As our seismic acquisition system becomes denser and records broad-band data, reconstruction of parameters related to the fluid circulation in the crust becomes feasible. Biphasic structures with double porosity (one related to the porosity of the medium and the other one related to the fractures of this medium) can be tackled for the reconstruction of parameters as porosity and/or saturation, although one must be aware of the non-unicity of such reconstruction.

Hugh numbers of data and parameters should be considered and optimization techniques should be frugal when computing new images: the adjoint method is one of the paths to do so. The goal is the extraction of the most pertinent information from the whole seismogram.

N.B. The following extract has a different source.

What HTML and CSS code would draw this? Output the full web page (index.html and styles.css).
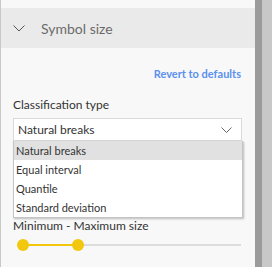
FILE: index.html
```html
<!DOCTYPE html>
<html lang="en">
<head>
    <meta charset="UTF-8">
    <meta name="viewport" content="width=device-width, initial-scale=1.0">
    <title>Symbol size</title>
    <link rel="stylesheet" href="styles.css">
</head>
<body>
    <div class="pane">
        <div class="section-head">
            <svg class="chevron" width="12" height="7" viewBox="0 0 12 7">
                <polyline points="0.5,0.5 6,6 11.5,0.5" fill="none" stroke="#555" stroke-width="1"/>
            </svg>
            <span class="section-title">Symbol size</span>
        </div>
        <div class="section-body">
            <div class="revert">Revert to defaults</div>
            <div class="label">Classification type</div>
            <div class="dropdown">
                <div class="dropdown-box">
                    <span>Natural breaks</span>
                    <svg class="caret" width="11" height="7" viewBox="0 0 11 7">
                        <polyline points="0.5,0.5 5.5,5.5 10.5,0.5" fill="none" stroke="#666" stroke-width="1"/>
                    </svg>
                </div>
                <div class="dropdown-list">
                    <div class="option selected">Natural breaks</div>
                    <div class="option">Equal interval</div>
                    <div class="option">Quantile</div>
                    <div class="option">Standard deviation</div>
                </div>
            </div>
            <div class="label range-label">Minimum - Maximum size</div>
            <div class="slider">
                <div class="track"></div>
                <div class="fill" style="left: 10px; width: 55px;"></div>
                <div class="thumb" style="left: 10px;"></div>
                <div class="thumb" style="left: 65px;"></div>
            </div>
        </div>
    </div>
    <div class="strip-dark"></div>
    <div class="strip-light"></div>
</body>
</html>
```

FILE: styles.css
```css
body, html {
    margin: 0;
    padding: 0;
    width: 100%;
    height: 100%;
    overflow: hidden;
}
body {
    display: flex;
    font-family: Lato, "Liberation Sans", sans-serif;
    background: #f8f8f8;
}
.pane {
    flex: 1;
    border-left: 1px solid #c8c8c8;
    background: #f8f8f8;
    padding-top: 8px;
}
.strip-dark {
    width: 7px;
    background: #9b9b9b;
}
.strip-light {
    width: 10px;
    background: #c8c8c8;
}
.section-head {
    height: 40px;
    background: #eaeaea;
    display: flex;
    align-items: center;
}
.chevron {
    margin-left: 12px;
}
.section-title {
    margin-left: 16px;
    font-size: 14px;
    color: #6a6a6a;
}
.section-body {
    padding: 18px 13px 0 12px;
}
.revert {
    text-align: right;
    font-size: 11px;
    font-weight: bold;
    color: #5b91ee;
    padding-right: 1px;
    line-height: 16px;
}
.label {
    font-size: 12px;
    color: #333;
    line-height: 16px;
}
.revert + .label {
    margin-top: 15px;
}
.dropdown {
    position: relative;
    margin-top: 5px;
}
.dropdown-box {
    height: 21px;
    border: 1px solid #dadada;
    background: #fff;
    display: flex;
    align-items: center;
    justify-content: space-between;
    padding: 0 9px 0 4px;
    font-size: 12px;
    color: #333;
}
.caret {
    margin-top: 1px;
}
.dropdown-list {
    position: absolute;
    top: 100%;
    left: 0;
    right: -1px;
    background: #fff;
    border: 1px solid #c4c4c4;
    border-top: none;
    box-shadow: 1px 1px 2px rgba(0, 0, 0, 0.25);
    z-index: 2;
}
.option {
    height: 19px;
    line-height: 19px;
    padding-left: 2px;
    font-size: 11px;
    color: #333;
}
.option.selected {
    background: #e1e1e1;
}
.range-label {
    margin-top: 77px;
}
.slider {
    position: relative;
    height: 16px;
    margin-top: 3px;
}
.track {
    position: absolute;
    left: 10px;
    right: 1px;
    top: 7px;
    height: 2px;
    background: #dcdcdc;
}
.fill {
    position: absolute;
    top: 7px;
    height: 2px;
    background: #f2c80f;
}
.thumb {
    position: absolute;
    top: 2px;
    width: 12px;
    height: 12px;
    margin-left: -6px;
    border-radius: 50%;
    background: #f2c80f;
}
```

These approaches are strongly related to the temporal inversion (reverse time strategy or backprojection operator) of recorded signals inside the model. at each location, they are cross-correlated with the incident signal from the selected source in order to locate and estimate anomalies of physical parameters.

We shall apply these tools for crustal structures as well as for faulted structures of earthquakes without forgetting global structures. We may envision that fluid migration is the key for the variability of response times to mechanical transferts either for an earthquake or for an extraction/injection of fluids in the crust.

Modelling and interpreting seismic signals for studying both seismic sources (essentially occurring inside the crust) as well as for imaging crustal structures has been at the center of my research activity.

The dynamic rupture is a highly non-linear problem as the rupture propagation depends on criteria based on the singular stress field nearby the fault. My current interest is related to the geometrical complexity of the fault surface which cannot be restricted into a plane. The energy partitioning includes radiation and dissipation effects (fluids, brine zone).

Numerical techniques which have been improved recently allows us to consider these local effects on powerful computers while modelling seismic wave propagation. These modelling techniques could be integrated as well in the seismic imaging procedures through reverse-sensitivity analysis. They have to be tuned for fast performance either by considering them in the frequency domain or by speeding them in the time domain.

The present target is moving from 3D acoustic seismic imaging to 3D elastic seismic imaging : this often used technique for oil exploration needs to be improved for deeper targers and large-scale structures with recent deployments of seismic arrays at the lithospheric scale. The trend of the high resolution seismic imaging is the complete interpretation of the whole seismic signal.